Short task:
Wherever the word "React" appears in a line, extract that line.

Data segment:
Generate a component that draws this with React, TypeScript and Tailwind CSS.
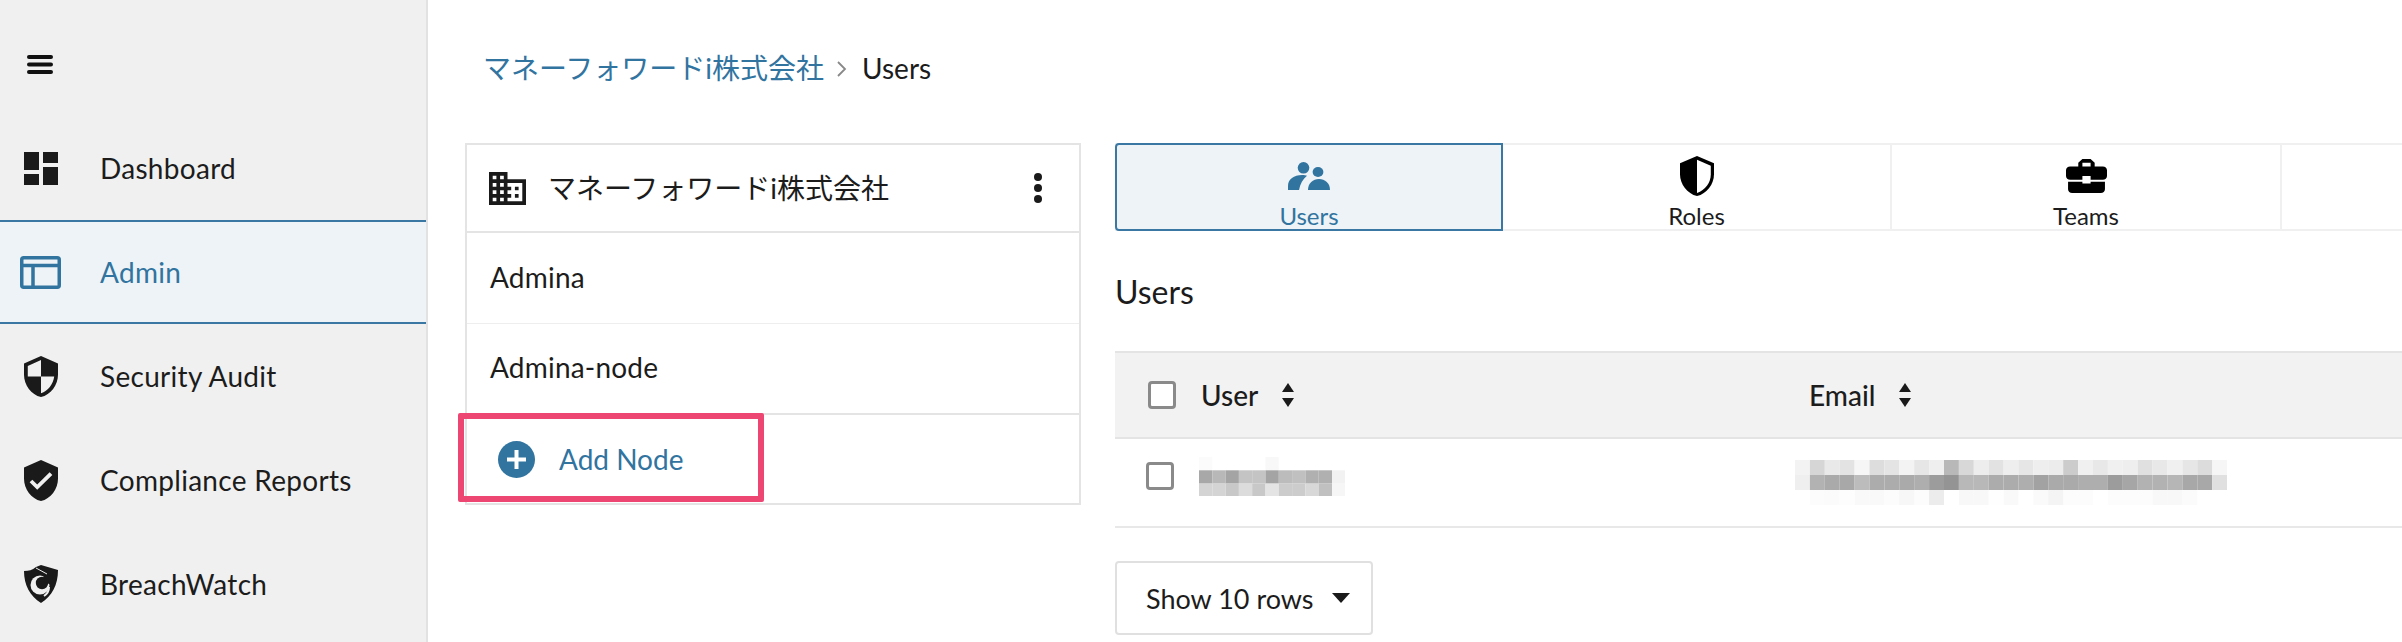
const font = { fontFamily: 'Lato, "Noto Sans CJK JP", sans-serif' };

const userCells = [
  ['#fbfbfb', '#ffffff', '#ffffff', '#ffffff', '#ffffff', '#f8f8f8', '#ffffff', '#ffffff', '#ffffff', '#ffffff', '#ffffff'],
  ['#a8a8a8', '#b8b8b8', '#a4a4a4', '#c4c4c4', '#c4c4c4', '#a4a4a4', '#bcbcbc', '#c0c0c0', '#b0b0b0', '#b0b0b0', '#f2f2f2'],
  ['#d4d4d4', '#d4d4d4', '#c8c8c8', '#dcdcdc', '#c8c8c8', '#e4e4e4', '#cccccc', '#cccccc', '#d8d8d8', '#c0c0c0', '#f6f6f6'],
];

const emailCells = [
  ['#f3f3f3', '#d6d6d6', '#e9e9e9', '#e3e3e3', '#f6f6f6', '#dddddd', '#e4e4e4', '#f3f3f3', '#e6e6e6', '#efefef', '#b8b8b8', '#d8d8d8', '#ededed', '#e2e2e2', '#eeeeee', '#e6e6e6', '#eeeeee', '#ececec', '#cccccc', '#f0f0f0', '#e8e8e8', '#f0f0f0', '#eeeeee', '#e0e0e0', '#e8e8e8', '#f0f0f0', '#e6e6e6', '#dcdcdc', '#f6f6f6'],
  ['#efefef', '#b2b2b2', '#aaaaaa', '#a8a8a8', '#bcbcbc', '#acacac', '#acacac', '#aaaaaa', '#aeaeae', '#9c9c9c', '#949494', '#b8b8b8', '#b8b8b8', '#acacac', '#acacac', '#aeaeae', '#a2a2a2', '#aaaaaa', '#aaaaaa', '#aeaeae', '#aeaeae', '#9c9c9c', '#a6a6a6', '#b2b2b2', '#b2b2b2', '#b6b6b6', '#a8a8a8', '#a8a8a8', '#e0e0e0'],
  ['#ffffff', '#fcfcfc', '#fbfbfb', '#fdfdfd', '#f9f9f9', '#f9f9f9', '#fcfcfc', '#f7f7f7', '#fcfcfc', '#ececec', '#ffffff', '#f8f8f8', '#f8f8f8', '#fefefe', '#f9f9f9', '#ffffff', '#fafafa', '#f4f4f4', '#fcfcfc', '#fcfcfc', '#ffffff', '#fcfcfc', '#fcfcfc', '#fcfcfc', '#f8f8f8', '#f8f8f8', '#fbfbfb', '#ffffff', '#ffffff'],
];

function Mosaic({ rows, cell, height }: { rows: string[][]; cell: number; height: number }) {
  return (
    <svg width={rows[0].length * cell} height={rows.length * height} className="block">
      {rows.map((row, y) =>
        row.map((c, x) => <rect key={`${x}-${y}`} x={x * cell} y={y * height} width={cell} height={height} fill={c} />),
      )}
    </svg>
  );
}

function SortIcon() {
  return (
    <svg width="14" height="26" viewBox="0 0 14 26" className="shrink-0 block" fill="#1a1a1a">
      <path d="M7 1l6 9H1z" />
      <path d="M7 25l6-9H1z" />
    </svg>
  );
}

function Checkbox() {
  return <div className="w-[28px] h-[28px] rounded-[4px] border-[3px] border-[#8a8a8a] bg-white shrink-0" />;
}

function NavItem({ icon, label, active }: { icon: React.ReactNode; label: string; active?: boolean }) {
  return (
    <div
      className={`h-[104px] flex items-center ${
        active ? 'bg-[#edf3f7] border-y-2 border-[#3a78a3] text-[#31749f]' : 'text-[#1c1c1c]'
      }`}
    >
      <div className="w-[81px] mr-[19px] flex justify-center shrink-0">{icon}</div>
      <span className="text-[28px] leading-none tracking-[0.3px]">{label}</span>
    </div>
  );
}

export default function App() {
  return (
    <div className="w-[2402px] h-[642px] overflow-hidden flex bg-white" style={font}>
      {/* Sidebar */}
      <aside className="w-[428px] h-full shrink-0 bg-[#f0f0f0] border-r-[2px] border-[#e2e2e2]">
        <div className="h-[116px] pl-[27px] pt-[55px]">
          <svg width="26" height="19" viewBox="0 0 26 19" fill="#111" className="block">
            <rect width="26" height="4" y="0" rx="2" />
            <rect width="26" height="4" y="7.500" rx="2" />
            <rect width="26" height="4" y="15" rx="2" />
          </svg>
        </div>
        <NavItem
          label="Dashboard"
          icon={
            <svg width="34" height="33" viewBox="0 0 34 33" fill="#1a1a1a">
              <rect x="0" y="0" width="15" height="18" />
              <rect x="19" y="0" width="15" height="11" />
              <rect x="0" y="22" width="15" height="11" />
              <rect x="19" y="15" width="15" height="18" />
            </svg>
          }
        />
        <NavItem
          active
          label="Admin"
          icon={
            <svg width="41" height="33" viewBox="0 0 41 33" fill="none" stroke="#31749f" strokeWidth="3.500">
              <rect x="1.750" y="1.750" width="37.500" height="29.500" rx="2" />
              <path d="M2 9.500h37M13 9.500v22" />
            </svg>
          }
        />
        <NavItem
          label="Security Audit"
          icon={
            <svg width="34" height="41" viewBox="3 1 18 22" preserveAspectRatio="none" fill="#1a1a1a">
              <path d="M12 1L3 5v6c0 5.550 3.840 10.740 9 12 5.160-1.260 9-6.450 9-12V5l-9-4zm0 10.990h7c-.530 4.120-3.280 7.790-7 8.940V12H5V6.300l7-3.110v8.800z" />
            </svg>
          }
        />
        <NavItem
          label="Compliance Reports"
          icon={
            <svg width="34" height="41" viewBox="3 1 18 22" preserveAspectRatio="none" fill="#1a1a1a">
              <path d="M12 1L3 5v6c0 5.550 3.840 10.740 9 12 5.160-1.260 9-6.450 9-12V5l-9-4zm-2 16l-4-4 1.410-1.410L10 14.170l6.590-6.590L18 9l-8 8z" />
            </svg>
          }
        />
        <NavItem
          label="BreachWatch"
          icon={
            <svg width="34" height="38" viewBox="0 0 34 38" fill="#1a1a1a">
              <path d="M0 6c5 0 8-1 12-4l5-2 17 5c0 15-6 26-17 33C6 31 0 20 0 6z" />
              <circle cx="16" cy="20" r="9.500" fill="#f0f0f0" />
              <circle cx="18" cy="18" r="6.200" fill="#1a1a1a" />
              <path d="M19 10l10 1-2 9-6-3z" fill="#1a1a1a" />
              <path d="M12 3l11 6" fill="none" stroke="#f0f0f0" strokeWidth="1" />
              <path d="M25 22c0 4-2 7-5 9" fill="none" stroke="#f0f0f0" strokeWidth="2" />
            </svg>
          }
        />
      </aside>

      {/* Main */}
      <main className="flex-1 min-w-0 pl-[37px]">
        <div className="h-[143px] pt-[50px] pl-[18px] flex items-start text-[28px] leading-[36px]">
          <span className="text-[#31749f]">マネーフォワードi株式会社</span>
          <svg width="10" height="16" viewBox="0 0 10 16" fill="none" stroke="#888888" strokeWidth="1.800" className="ml-[13px] mt-[11px]">
            <path d="M1 1l7 7-7 7" />
          </svg>
          <span className="ml-[15px] text-[#1c1c1c]">Users</span>
        </div>

        <div className="flex gap-[34px] items-start">
          {/* Node tree */}
          <div className="w-[616px] shrink-0 border-2 border-[#e4e4e4] text-[#1c1c1c]">
            <div className="h-[88px] border-b-2 border-[#e4e4e4] flex items-center pl-[22px] pr-[36px]">
              <svg width="37" height="33" viewBox="2 3 20 18" preserveAspectRatio="none" fill="#1a1a1a" className="shrink-0">
                <path d="M12 7V3H2v18h20V7H12zM6 19H4v-2h2v2zm0-4H4v-2h2v2zm0-4H4V9h2v2zm0-4H4V5h2v2zm4 12H8v-2h2v2zm0-4H8v-2h2v2zm0-4H8V9h2v2zm0-4H8V5h2v2zm10 12h-8v-2h2v-2h-2v-2h2v-2h-2V9h8v10zm-2-8h-2v2h2v-2zm0 4h-2v2h2v-2z" />
              </svg>
              <span className="ml-[22px] flex-1 text-[28px] leading-none">マネーフォワードi株式会社</span>
              <svg width="10" height="32" viewBox="0 0 10 32" fill="#1a1a1a">
                <circle cx="5" cy="5" r="4" />
                <circle cx="5" cy="16" r="4" />
                <circle cx="5" cy="27" r="4" />
              </svg>
            </div>
            <div className="h-[91px] pb-[3px] border-b border-[#eeeeee] flex items-center pl-[23px] text-[28px] tracking-[0.2px]">Admina</div>
            <div className="h-[91px] pb-[3px] border-b-2 border-[#e4e4e4] flex items-center pl-[23px] text-[28px] tracking-[0.2px]">Admina-node</div>
            <div className="relative h-[88px] flex items-center pl-[31px] text-[#31749f] text-[28px]">
              <svg width="37" height="37" viewBox="0 0 37 37" className="shrink-0">
                <circle cx="18.500" cy="18.500" r="18.500" fill="#31749f" />
                <path d="M18.500 9v19M9 18.500h19" stroke="#fff" strokeWidth="4" />
              </svg>
              <span className="ml-[24px]">Add Node</span>
              <div className="absolute left-[-9px] top-[-2px] w-[306px] h-[89px] border-[6px] border-[#ee4672] rounded-[2px]" />
            </div>
          </div>

          {/* Right column */}
          <div className="flex-1 min-w-0">
            <div className="flex h-[88px] border-y-2 border-[#f0f0f0]">
              <div className="-my-[2px] w-[388px] shrink-0 rounded-l-[4px] border-2 border-[#3a78a3] bg-[#edf3f7] flex flex-col items-center pt-[17px] text-[#31749f]">
                <svg width="42" height="28" viewBox="0 0 42 28" fill="#31749f" className="shrink-0">
                  <circle cx="15.500" cy="5.800" r="5.800" />
                  <ellipse cx="30" cy="10" rx="5.400" ry="5" />
                  <path d="M0 28v-4C0 17 6 13 14 13c2 0 4 .3 5 .8C15 17 12 22 11 28z" />
                  <path d="M20 28c0-7 5-11 11-11s11 4 11 11z" />
                </svg>
                <span className="text-[24px] leading-[26px] mt-[13px]">Users</span>
              </div>
              <div className="w-[389px] shrink-0 border-r-2 border-[#f0f0f0] flex flex-col items-center pt-[11px] text-[#1c1c1c]">
                <svg width="34" height="40" viewBox="3 1 18 22" preserveAspectRatio="none" className="shrink-0">
                  <path d="M12 1L3 5v6c0 5.550 3.840 10.740 9 12 5.160-1.260 9-6.450 9-12V5l-9-4z" fill="#000" />
                  <path d="M12 3l7.300 3.300V11c0 4.700-3 8.800-7.300 10.300z" fill="#fff" />
                </svg>
                <span className="text-[24px] leading-[26px] mt-[7px]">Roles</span>
              </div>
              <div className="w-[390px] shrink-0 border-r-2 border-[#f0f0f0] flex flex-col items-center pt-[14px] text-[#1c1c1c]">
                <svg width="41" height="34" viewBox="2 3 20 18" preserveAspectRatio="none" fill="#000" className="shrink-0">
                  <path d="M10 16v-1H3.010L3 19c0 1.110.890 2 2 2h14c1.110 0 2-.890 2-2v-4h-7v1h-4zm10-9h-4.010V5l-2-2h-4l-2 2v2H4c-1.100 0-2 .900-2 2v3c0 1.110.890 2 2 2h6v-2h4v2h6c1.100 0 2-.900 2-2V9c0-1.100-.900-2-2-2zm-6 0h-4V5h4v2z" />
                </svg>
                <span className="text-[24px] leading-[26px] mt-[10px]">Teams</span>
              </div>
            </div>

            <h1 className="text-[32px] leading-[30px] font-normal text-[#1c1c1c] mt-[46px]">Users</h1>

            <div className="mt-[44px] h-[88px] bg-[#f2f2f2] border-y-2 border-[#e4e4e4] flex items-center text-[#1c1c1c] text-[28px] font-medium">
              <div className="w-[694px] shrink-0 flex items-center pl-[33px]">
                <Checkbox />
                <span className="ml-[25px] leading-none">User</span>
                <span className="ml-[23px]"><SortIcon /></span>
              </div>
              <div className="flex items-center">
                <span className="leading-none">Email</span>
                <span className="ml-[23px]"><SortIcon /></span>
              </div>
            </div>
            <div className="h-[89px] border-b-2 border-[#e8e8e8] flex items-center">
              <div className="w-[680px] shrink-0 flex items-center pl-[31px] mb-[12px]">
                <Checkbox />
                <div className="ml-[25px] blur-[0.5px]">
                  <Mosaic rows={userCells} cell={13.300} height={13.300} />
                </div>
              </div>
              <div className="blur-[0.5px]">
                <Mosaic rows={emailCells} cell={14.900} height={15} />
              </div>
            </div>

            <div className="mt-[33px] w-[258px] h-[74px] rounded-[4px] border-2 border-[#e0e0e0] flex items-center pl-[29px] text-[#1c1c1c] text-[27px]">
              <span className="leading-none">Show 10 rows</span>
              <svg width="18" height="10" viewBox="0 0 18 10" className="ml-[18px]" fill="#1a1a1a">
                <path d="M0 0h18L9 10z" />
              </svg>
            </div>
          </div>
        </div>
      </main>
    </div>
  );
}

Task response:
Generate a component that draws this with React, TypeScript and Tailwind CSS.
function NavItem({ icon, label, active }: { icon: React.ReactNode; label: string; active?: boolean }) {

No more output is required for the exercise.